İç kontrol sistem veya sürecinin uluslararası literatürde genel kabul görmüş en geniş kapsamlı tanımı; “herhangi bir işletmenin yönetim kurulu, üst yönetimi ve diğer tüm çalışanları tarafından etkilenen, operasyonların etkinliği/verimliliği, mevcut düzenlemelere uygunluk ve mali tabloların güvenilirliği konusunda makul düzeyde güvence sağlamak amacıyla oluşturulan süreç ya da sistemler bütünüdür.” şeklinde karşımıza çıkmaktadır.

Bu tanımı irdelediğimizde, iç kontrolün aslında bir sistem olduğu ve tüm çalışanlar tarafından uyulması, uygulanması gereken süreçlerden oluştuğu anlaşılmalıdır. Bu açıdan bakıldığında iç kontrol sadece kontrol faaliyetini değil, yönetim yapısını, yetki ve sorumluluklarını, işleyişini, karar alma mekanizmalarını kapsayan ve bütün personelin rol aldığı dinamik bir süreçtir. 

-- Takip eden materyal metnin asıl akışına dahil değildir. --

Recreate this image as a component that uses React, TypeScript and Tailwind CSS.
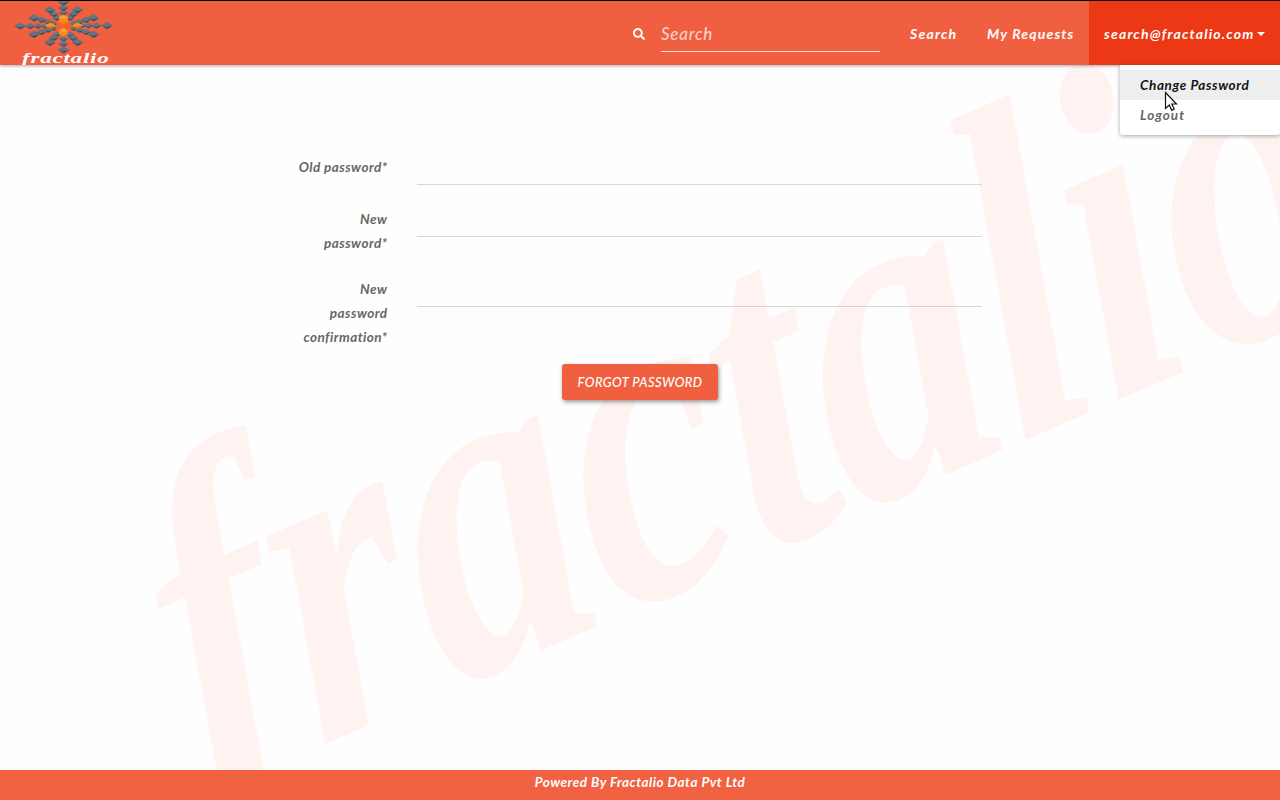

Risklere yönelik tedbirlerin zamanında alınabilmesi için iç kontrol sistemi sürekli gözden geçirilmelidir 

İç kontrol, herhangi bir faaliyetin başlangıcından bitişine kadar olan süreçte gerçekleştirilen kontrol çalışmasıdır. Bu nedenle de faaliyet devam ederken yapılması esastır. Bu nedenle bizzat o faaliyetin gerçekleştirilmesinde rol alanlar tarafından uygulanması gerekir. Kontrol ve denetim kavramlarının birbirlerinden ayrıldığı noktanın da burası olduğu bilinmelidir. Zira denetim esasen denetime tabi faaliyet ya da işin tamamlanmasının ardından gerçekleştirilmektedir.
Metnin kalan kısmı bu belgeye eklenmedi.